Exercise aim:
Where a line below holds the string "Give", copy that line.

Data excerpt:
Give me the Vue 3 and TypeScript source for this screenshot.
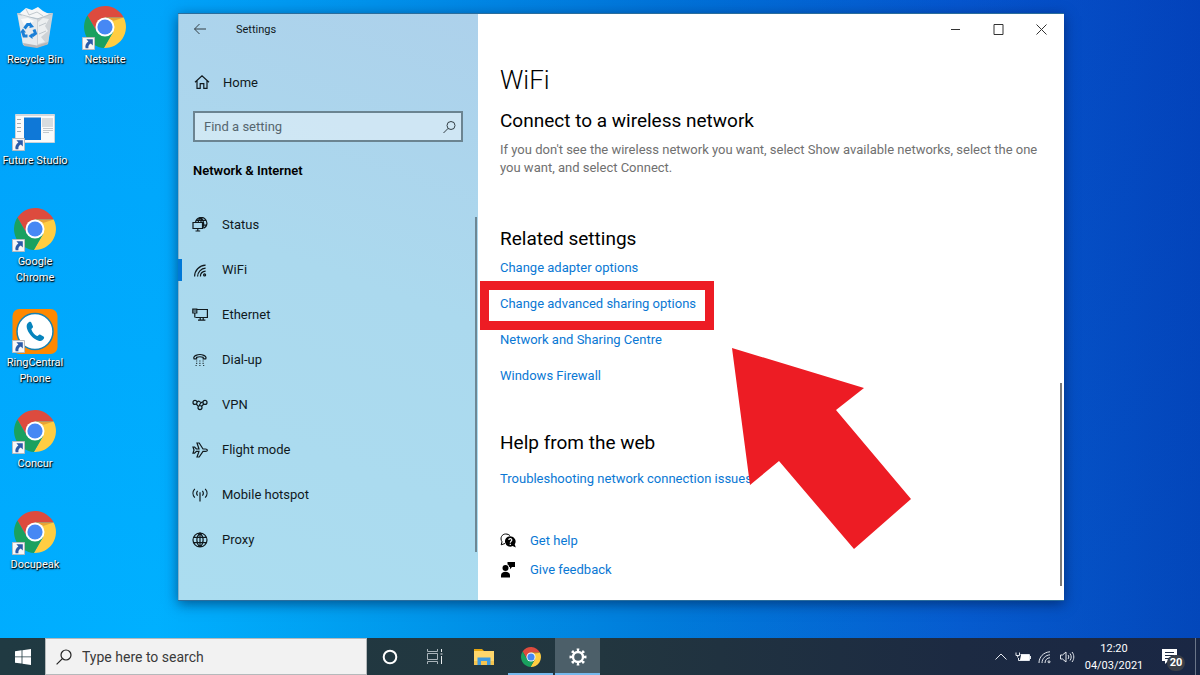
<script setup lang="ts">
interface Shortcut {
  label: string
  kind: 'bin' | 'chrome' | 'studio' | 'phone'
}
interface NavItem {
  label: string
  d: string
  active?: boolean
}

const columns: Shortcut[][] = [
  [
    { label: 'Recycle Bin', kind: 'bin' },
    { label: 'Future Studio', kind: 'studio' },
    { label: 'Google Chrome', kind: 'chrome' },
    { label: 'RingCentral Phone', kind: 'phone' },
    { label: 'Concur', kind: 'chrome' },
    { label: 'Docupeak', kind: 'chrome' },
  ],
  [{ label: 'Netsuite', kind: 'chrome' }],
]

const nav: NavItem[] = [
  {
    label: 'Status',
    d: 'M3.6 5A5.700 5.700 0 1 1 11.500 11.300M9 .6C6.800 2 6.200 3.600 6.200 5M9 .6C11.800 3 12.200 7.500 11 10.500M9 .6V5M4.200 3.300H13.800M11.500 8.200H14.400M1 5.500H10.500V11.500H1ZM5.800 11.500V14M3.500 14H8.200',
  },
  {
    label: 'WiFi',
    d: 'M2.6 14.5C2.6 8.5 7 3.6 13.6 3.2M5.6 14.5C5.6 10 9 6.6 13.6 6.2M8.4 14.5C8.4 11.6 10.4 9.4 13.6 9.1M11.6 12.9a1 1 0 1 0 2 0a1 1 0 1 0 -2 0',
    active: true,
  },
  {
    label: 'Ethernet',
    d: 'M5 2.5H15.4V10.5H3.5M8.2 10.5V13M11.2 10.5V13M6 13.1H13.4M.8 2.2H4.8V6H.8ZM2.8 6V10.5M1.6 4H4',
  },
  {
    label: 'Dial-up',
    d: 'M2 6.8C1.2 5.4 2.4 4.2 4 3.4C6.4 2.3 9.4 2.3 11.8 3.4C13.4 4.2 14.6 5.4 13.8 6.8H11.2V5.4C9.2 4.6 6.6 4.6 4.6 5.4V6.8ZM4.2 9h1M7.4 9h1M10.6 9h1M4.2 11.3h1M7.4 11.3h1M10.6 11.3h1M3.6 13.5h1M7.4 13.5h1M11.2 13.5h1',
  },
  {
    label: 'VPN',
    d: 'M1 5.4a2 2 0 1 0 4 0a2 2 0 1 0 -4 0M11 5.4a2 2 0 1 0 4 0a2 2 0 1 0 -4 0M6 10.6a2 2 0 1 0 4 0a2 2 0 1 0 -4 0M5 5.4C6.6 3.4 8 4.2 8.4 5.6M4.2 7L6.4 9.4M11 5.4C9.6 4.6 7.6 7 7.2 8.8M11.8 7L9.6 9.4',
  },
  {
    label: 'Flight mode',
    d: 'M1 5H2.6L4.4 7H7L5 1H7.2L11 7H13.4C16 7 16 9.4 13.4 9.4H11L7.2 15H5L7 9.4H4.4L2.6 11.2H1L2 8Z',
  },
  {
    label: 'Mobile hotspot',
    d: 'M8 6.4V14.4M7.4 5.8h1.2M5.6 3.8C4.5 5.2 4.5 7.2 5.6 8.6M10.4 3.8C11.5 5.2 11.5 7.2 10.4 8.6M2.8 1.8C.4 4.4 .4 8 2.8 10.6M13.2 1.8C15.6 4.4 15.6 8 13.2 10.6',
  },
  {
    label: 'Proxy',
    d: 'M1 8a7 7 0 1 0 14 0a7 7 0 1 0 -14 0M8 1C3.8 5 3.8 11 8 15M8 1C12.2 5 12.2 11 8 15M8 1V15M2 5.4H14M2 10.6H14',
  },
]
</script>

<template>
  <div class="screen">
    <svg class="defs" aria-hidden="true">
      <symbol id="chrome" viewBox="-21 -21 42 42">
        <path fill="#dd4b3e" d="M-17.6-11.45A21 21 0 0 1 18.7-9.5L0-9.5L0 0L-8.23 4.75Z" />
        <path fill="#ffcd42" d="M18.7-9.5A21 21 0 0 1-1.12 20.95L8.23 4.75L0 0L0-9.5Z" />
        <path fill="#1aa15f" d="M-1.12 20.95A21 21 0 0 1-17.6-11.45L-8.23 4.75L0 0L8.23 4.75Z" />
        <path fill="#a52714" opacity=".25" d="M0-9.5H18.7L8-6Z" />
        <circle r="9.5" fill="#fff" />
        <circle r="7.6" fill="#4688f4" />
      </symbol>
      <symbol id="shortcut" viewBox="0 0 13 13">
        <path fill="#f7f7f7" stroke="#b8bcc0" d="M.5.5h12v12h-12z" />
        <path fill="#2b5ba8" d="M4.4 2.2H10.8V8.4L8.8 6.6C7 7.6 6.2 9 6.4 11.2H3.6C2.8 8.4 4 6 6.4 4.4Z" />
      </symbol>
    </svg>

    <div class="desktop">
      <nav class="icons" aria-label="Desktop">
        <div v-for="(column, c) in columns" :key="c" class="column">
          <button v-for="item in column" :key="item.label" class="shortcut" type="button">
            <span class="art">
              <svg v-if="item.kind === 'chrome'" viewBox="0 0 46 46"><use href="#chrome" x="2" y="0" width="42" height="42" /></svg>
              <svg v-else-if="item.kind === 'bin'" viewBox="0 0 46 46">
                <path fill="#c9d6df" d="M5 7L41 7L36 38L25 41L11 39Z" />
                <path fill="#f5f6f7" d="M8 7L14 2L20 4L26 1L31 5L37 8L30 13L20 11L12 12Z" />
                <path fill="#e6eaed" d="M6 9L25 13L25 41L11 38Z" />
                <path fill="#cdd2d6" d="M25 13L40 8L36 37L25 41Z" />
                <path fill="#eceff0" d="M26 16L31 12L37 13L33 20L36 25L29 31L33 36L26 38Z" />
                <path fill="#fafbfb" d="M9 13L16 12L22 15L18 18L12 19Z" />
                <path fill="none" stroke="#abb4bb" stroke-width=".7" d="M5 7.500L25 13L41 7.500M14 3L17 9L25 6L31 10M27 20L34 17M27 28L34 25" />
                <path fill="#b9b6b6" d="M11 37L25 39.500L36 36L35.500 38.500L25 42L12 40Z" />
                <g fill="none" stroke="#1a7fd6" stroke-width="3">
                  <path d="M12.500 22.500L15.500 18.500H18.500" />
                  <path d="M22 23.500L23.500 27.500L20 30" />
                  <path d="M10.500 25.500L12 30H15.500" />
                </g>
                <path fill="#1a7fd6" d="M18 16L22 21L17.500 22ZM20.500 27L20.500 33L16.500 30ZM8 26.500L11 22.500L14 26.500Z" />
              </svg>
              <svg v-else-if="item.kind === 'studio'" viewBox="0 0 46 46">
                <path fill="#fafafa" stroke="#c9d3da" d="M3.500 7.500H42.500V35.500H3.500Z" />
                <path fill="#d3d8dc" d="M4 7H42V9H4Z" />
                <path fill="#0f78d7" d="M12 10.500H29V33H12Z" />
                <path fill="#d8dcdf" d="M30 11H41V20H30Z" />
                <path stroke="#c3c8cc" d="M31 21.500H41M31 23.500H41M31 25.500H37" />
                <path stroke="#a5abb0" d="M5 12.500H9M5 16.500H9M5 20.500H9M5 24.500H9" />
              </svg>
              <svg v-else viewBox="0 0 46 46">
                <rect x=".5" width="45" height="45" rx="7" fill="#ff8800" />
                <circle cx="23" cy="22.500" r="18" fill="#fff" stroke="#1681b3" stroke-width="1.500" />
                <path fill="#0684bd" d="M15.500 14.500C17 12.600 19 12.200 19.500 14L21 17.500C21.400 19 19 19.500 19.400 20.500C20.600 23.600 22.600 25.800 25 27C26.200 27.600 26.600 25.200 28 25.600L31.500 27.600C33 28.800 31.600 30.600 30 31.600C27.600 33 22 30.500 18.500 26C15 21.500 13.600 17 15.500 14.500Z" />
              </svg>
              <svg v-if="item.kind !== 'bin'" class="overlay"><use href="#shortcut" /></svg>
            </span>
            <span class="caption">{{ item.label }}</span>
          </button>
        </div>
      </nav>

      <section class="window" aria-label="Settings">
        <aside class="sidebar">
          <header class="title">
            <button type="button" aria-label="Back">
              <svg class="i16 thin" viewBox="0 0 16 16"><path d="M14 8H2.500M7.500 3L2.500 8L7.500 13" /></svg>
            </button>
            <span>Settings</span>
          </header>
          <a class="home" href="#">
            <svg class="i16 line" viewBox="0 0 16 16"><path d="M1 8.200L8 1.800L15 8.200M3 6.800V14.400H6.200V9.600H9.800V14.400H13V6.800" /></svg>
            Home
          </a>
          <div class="find">
            <input type="text" placeholder="Find a setting" aria-label="Find a setting" />
            <svg class="i16 thin" viewBox="0 0 16 16"><circle cx="10" cy="6.500" r="4" /><path d="M7.200 9.300L2.500 14" /></svg>
          </div>
          <h2>Network &amp; Internet</h2>
          <nav class="nav" aria-label="Network and Internet">
            <a v-for="item in nav" :key="item.label" href="#" :class="{ active: item.active }">
              <svg class="i16 line" viewBox="0 0 16 16"><path :d="item.d" /></svg>
              {{ item.label }}
            </a>
          </nav>
        </aside>

        <main class="content">
          <div class="controls">
            <button type="button" aria-label="Minimise"><svg viewBox="0 0 11 11"><path d="M1 5.500H10" /></svg></button>
            <button type="button" aria-label="Maximise"><svg viewBox="0 0 11 11"><path d="M1 .500H10V10.500H1Z" /></svg></button>
            <button type="button" aria-label="Close"><svg viewBox="0 0 11 11"><path d="M.5.500L10.500 10.500M10.500.500L.5 10.500" /></svg></button>
          </div>
          <h1>WiFi</h1>
          <h2>Connect to a wireless network</h2>
          <p>If you don't see the wireless network you want, select Show available networks, select the one you want, and select Connect.</p>

          <h2 class="related">Related settings</h2>
          <div class="links">
            <a href="#">Change adapter options</a>
            <a href="#" class="marked">Change advanced sharing options</a>
            <a href="#">Network and Sharing Centre</a>
            <a href="#">Windows Firewall</a>
          </div>

          <h2 class="web">Help from the web</h2>
          <div class="links trouble"><a href="#">Troubleshooting network connection issues</a></div>

          <div class="support">
            <a href="#">
              <svg class="i16" viewBox="0 0 16 16">
                <path fill="none" stroke="#000" d="M5 10.500L1.200 11.800L2 8.800C-.4 5 2 1 5.600 1C7.600 1 9 1.600 10 2.800" />
                <path d="M10.300 3.200A5.200 5.200 0 1 0 12.600 13L15.800 14.500L14.700 11.300A5.200 5.200 0 0 0 10.300 3.200Z" />
                <path fill="none" stroke="#fff" stroke-width="1.200" d="M8.800 7C9 5 12 5.200 11.800 7.200C11.600 8.400 10.300 8.200 10.300 9.700M10.300 10.800V12" />
              </svg>
              Get help
            </a>
            <a href="#">
              <svg class="i16" viewBox="0 0 16 16">
                <circle cx="5.500" cy="6" r="3" />
                <path d="M1 15.500V13.500C1 11 3 9.800 5.500 9.800S10 11 10 13.500V15.500ZM7.500 0H15V5H12L10 7.200V5H9.200C9 3.600 8.400 3 7.500 2.600Z" />
              </svg>
              Give feedback
            </a>
          </div>
          <svg class="arrow" viewBox="0 0 180 202" aria-hidden="true"><path fill="#ed1c24" d="M0 0L132 40L104 62L179 151L122 201L47 113L18 137Z" /></svg>
        </main>
      </section>
    </div>

    <footer class="taskbar">
      <button class="start" type="button" aria-label="Start">
        <svg viewBox="0 0 16 16"><path fill="#fff" d="M0 2.200L6.600 1.300V7.500H0ZM7.400 1.200L16 0V7.500H7.400ZM0 8.300H6.600V14.600L0 13.700ZM7.400 8.300H16V16L7.400 14.700Z" /></svg>
      </button>
      <div class="search">
        <svg viewBox="0 0 16 16"><circle cx="10" cy="6" r="5" /><path d="M6.400 9.600L.6 15.400" /></svg>
        <input type="text" placeholder="Type here to search" aria-label="Type here to search" />
      </div>
      <div class="apps">
        <button type="button" aria-label="Cortana"><svg viewBox="0 0 24 24"><circle cx="12" cy="12" r="6.300" fill="none" stroke="#fff" stroke-width="2" /></svg></button>
        <button type="button" aria-label="Task view">
          <svg viewBox="0 0 24 24" fill="none" stroke="#aab4ba"><path d="M2.500 4V6.500H12.500V4M2.500 19V16.500H12.500V19M2.500 8.500H12.500V14.500H2.500Z" /><path stroke="#e8ecee" d="M16.500 4V7M16.500 11V19M15.500 9H17.500" /></svg>
        </button>
        <button type="button" aria-label="File Explorer">
          <svg viewBox="0 0 24 24"><path fill="#e5a50e" d="M2 4H10L12 6H2Z" /><path fill="#ffd76b" d="M2 6H22V20H2Z" /><path fill="#f4c44e" d="M2 16H22V20H2Z" /><path fill="#3e9ae0" d="M5.500 12.500H18.500V20H15V16H9V20H5.500Z" /></svg>
        </button>
        <button type="button" class="running" aria-label="Google Chrome"><svg viewBox="0 0 24 24"><use href="#chrome" x="2" y="2" width="20" height="20" /></svg></button>
        <button type="button" class="current" aria-label="Settings">
          <svg viewBox="0 0 24 24" fill="none" stroke="#fff"><circle cx="12" cy="12" r="5" stroke-width="2.400" /><circle cx="12" cy="12" r="7" stroke-width="3" pathLength="80" stroke-dasharray="4.400 5.600" stroke-dashoffset="2.200" /></svg>
        </button>
      </div>
      <div class="tray">
        <button type="button" aria-label="Show hidden icons"><svg viewBox="0 0 16 16"><path d="M2.500 10.500L8 5L13.500 10.500" /></svg></button>
        <button type="button" aria-label="Battery"><svg viewBox="0 0 16 16"><path d="M5.500 5.500H14.500V11.500H3.500V9M15.500 7V10M1 3.500V6.500H4.500V3.500M2.700 6.500V8.500" /><path fill="#fff" stroke="none" d="M6 6H14V11H5Z" /></svg></button>
        <button type="button" aria-label="Wireless"><svg viewBox="0 0 16 16"><path d="M2 14C2 8 6.500 3.200 13 2.800M5 14C5 9.500 8.500 6.200 13 5.800M8 14C8 11 10 9 13 8.700M11 12.800a1 1 0 1 0 2 0a1 1 0 1 0 -2 0" /></svg></button>
        <button type="button" aria-label="Volume"><svg viewBox="0 0 16 16"><path d="M1.500 6H3.500L7 3V13L3.500 10H1.500ZM9 6C10 7.200 10 8.800 9 10M11 4.500C12.600 6.500 12.600 9.500 11 11.500M13 3C15.400 6 15.400 10 13 13" /></svg></button>
        <button type="button" class="clock"><span>12:20</span><span>04/03/2021</span></button>
        <button type="button" class="notes" aria-label="20 notifications">
          <svg viewBox="0 0 16 16"><path fill="#fff" stroke="none" d="M0 0H15V12H6L3 15V12H0Z" /><path stroke="#1d2b45" d="M3 3.500H12M3 6.500H12M3 9.500H9" /></svg>
          <span class="badge">20</span>
        </button>
      </div>
    </footer>
  </div>
</template>

<style>
body {
  margin: 0;
}
</style>

<style scoped>
.screen {
  display: flex;
  flex-direction: column;
  min-height: 100vh;
  font-family: "Segoe UI", Roboto, "Noto Sans", sans-serif;
  font-size: 13px;
  color: #10191d;
  background:
    linear-gradient(to bottom, rgba(0, 80, 220, 0.12), rgba(0, 190, 255, 0.06)),
    linear-gradient(to right, #00adff 0%, #00b0ff 13%, #009cee 30%, #0078d8 55%, #0656cc 80%, #0340b6 100%);
}
.screen *,
.screen *::before,
.screen *::after {
  box-sizing: border-box;
}
.defs {
  position: absolute;
  width: 0;
  height: 0;
}
button {
  border: 0;
  padding: 0;
  background: none;
  color: inherit;
  font: inherit;
}
a {
  color: inherit;
  text-decoration: none;
}
h1,
h2,
p {
  margin: 0;
}
.desktop {
  flex: 1;
  display: flex;
}
.icons {
  display: flex;
  flex: 0 0 178px;
  padding-top: 6px;
}
.column {
  width: 70px;
}
.shortcut {
  display: flex;
  flex-direction: column;
  align-items: center;
  width: 70px;
  height: 101px;
}
.art {
  position: relative;
  width: 46px;
  height: 46px;
}
.art svg {
  display: block;
  width: 46px;
  height: 46px;
}
.art .overlay {
  position: absolute;
  left: 0;
  bottom: 2px;
  width: 13px;
  height: 13px;
}
.caption {
  color: #fff;
  font-size: 11px;
  line-height: 16px;
  text-shadow: 1px 1px 1px #000, 0 1px 2px rgba(0, 0, 0, 0.8);
}
.window {
  flex: 1;
  display: grid;
  grid-template-columns: 300px minmax(0, 1fr);
  margin: 13px 136px 37px 0;
  border: 1px solid #2b6d9c;
  border-width: 1px 0;
  background: #fff;
  box-shadow: 0 3px 12px rgba(0, 20, 60, 0.55);
}
.i16 {
  flex: none;
  width: 16px;
  height: 16px;
}
.line {
  fill: none;
  stroke: #10191d;
  stroke-width: 1.2;
}
.thin {
  fill: none;
  stroke: #333f45;
}
.sidebar {
  border-left: 1px solid #86b2ca;
  background: linear-gradient(200deg, #add1eb 0%, #abd9ee 45%, #abddf0 100%);
}
.title {
  display: flex;
  align-items: center;
  height: 30px;
  padding-left: 13px;
  gap: 28px;
  font-size: 11px;
}
.title button,
.title svg {
  display: block;
}
.home {
  display: flex;
  align-items: center;
  gap: 13px;
  height: 36px;
  margin-top: 20px;
  padding-left: 15px;
}
.find {
  display: flex;
  align-items: center;
  height: 31px;
  margin: 11px 15px 0 14px;
  padding: 0 4px 0 9px;
  border: 2px solid #6b8491;
  background: rgba(255, 255, 255, 0.42);
}
.find input,
.search input {
  flex: 1;
  min-width: 0;
  padding: 0;
  border: 0;
  outline: 0;
  background: none;
  font: inherit;
}
.find input::placeholder {
  color: #56666e;
  opacity: 1;
}
.sidebar h2 {
  margin: 17px 0 19px 14px;
  font-size: 13px;
  font-weight: 600;
  line-height: 24px;
  color: #000;
}
.nav {
  position: relative;
}
.nav::after {
  content: "";
  position: absolute;
  top: 15px;
  right: 1px;
  bottom: 10px;
  width: 2px;
  background: #6d8794;
}
.nav a {
  display: flex;
  align-items: center;
  gap: 14px;
  height: 45px;
  padding-left: 13px;
}
.nav .active {
  position: relative;
}
.nav .active::before {
  content: "";
  position: absolute;
  left: -1px;
  width: 4px;
  height: 22px;
  background: #0078d7;
}
.content {
  position: relative;
  padding: 0 14px 19px 22px;
}
.controls {
  display: flex;
  justify-content: flex-end;
  height: 30px;
  margin-right: -13px;
}
.controls button {
  display: grid;
  place-items: center;
  width: 43px;
}
.controls svg {
  width: 11px;
  height: 11px;
  fill: none;
  stroke: #333;
}
h1 {
  margin-top: 18px;
  font-size: 26px;
  font-weight: 300;
  line-height: 36px;
  color: #000;
}
.content h2 {
  margin-top: 10px;
  font-size: 19px;
  font-weight: 400;
  line-height: 26px;
  color: #000;
}
p {
  margin-top: 7px;
  line-height: 18px;
  color: #707070;
}
.content .related {
  margin-top: 49px;
}
.content .web {
  margin-top: 44px;
}
.links {
  display: flex;
  flex-direction: column;
  align-items: flex-start;
  gap: 16px;
  margin-top: 6px;
  line-height: 20px;
  color: #0a78d4;
}
.trouble {
  margin-top: 13px;
}
.marked {
  position: relative;
}
.marked::after {
  content: "";
  position: absolute;
  inset: -13px auto -16px -20px;
  width: 234px;
  border: 9px solid #ed1c24;
}
.support {
  display: grid;
  gap: 9px;
  margin-top: 42px;
  line-height: 20px;
  color: #0a78d4;
}
.support a {
  display: flex;
  align-items: center;
  gap: 14px;
}
.content::after {
  content: "";
  position: absolute;
  right: 2px;
  bottom: 14px;
  width: 2px;
  height: 203px;
  background: #7a7a7a;
}
.arrow {
  position: absolute;
  left: 254px;
  top: 334px;
  width: 180px;
  height: 202px;
}
.support svg {
  fill: #000;
}
.taskbar {
  display: flex;
  height: 37px;
  background: linear-gradient(to right, #203a42 0%, #22363f 50%, #1c2a42 80%, #1a2744 100%);
  color: #fff;
}
.start {
  width: 45px;
}
.start svg {
  width: 16px;
  height: 16px;
}
.start,
.tray button,
.apps button {
  display: grid;
  place-items: center;
}
.search {
  display: flex;
  align-items: center;
  flex: 0 1 322px;
  gap: 10px;
  padding-left: 10px;
  border: 1px solid #b5b9bb;
  background: #f2f2f2;
  font-size: 14px;
}
.search svg {
  width: 16px;
  height: 16px;
  fill: none;
  stroke: #222;
  stroke-width: 1.2;
}
.search input::placeholder {
  color: #3a3a3a;
  opacity: 1;
}
.apps {
  display: flex;
  gap: 2px;
}
.apps button {
  width: 45px;
}
.apps svg {
  width: 24px;
  height: 24px;
}
.running {
  box-shadow: inset 0 -2px #76b9ed;
}
.apps .current {
  background: #4c5f69;
  box-shadow: inset 0 -2px #76b9ed;
}
.tray {
  display: flex;
  margin-left: auto;
  padding-right: 5px;
  border-right: 1px solid #6b7688;
  margin-right: 4px;
}
.tray button {
  width: 22px;
}
.tray svg {
  width: 16px;
  height: 16px;
  fill: none;
  stroke: #e4e8ee;
}
.tray .clock {
  align-content: center;
  width: 72px;
  font-size: 11px;
  line-height: 17px;
}
.tray .notes {
  position: relative;
  width: 40px;
}
.badge {
  position: absolute;
  right: 5px;
  bottom: 4px;
  width: 18px;
  height: 16px;
  border-radius: 8px;
  background: #3a3f48;
  font-size: 11px;
  font-weight: 700;
  line-height: 16px;
}
</style>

Result:
Give me the Vue 3 and TypeScript source for this screenshot.
              Give feedback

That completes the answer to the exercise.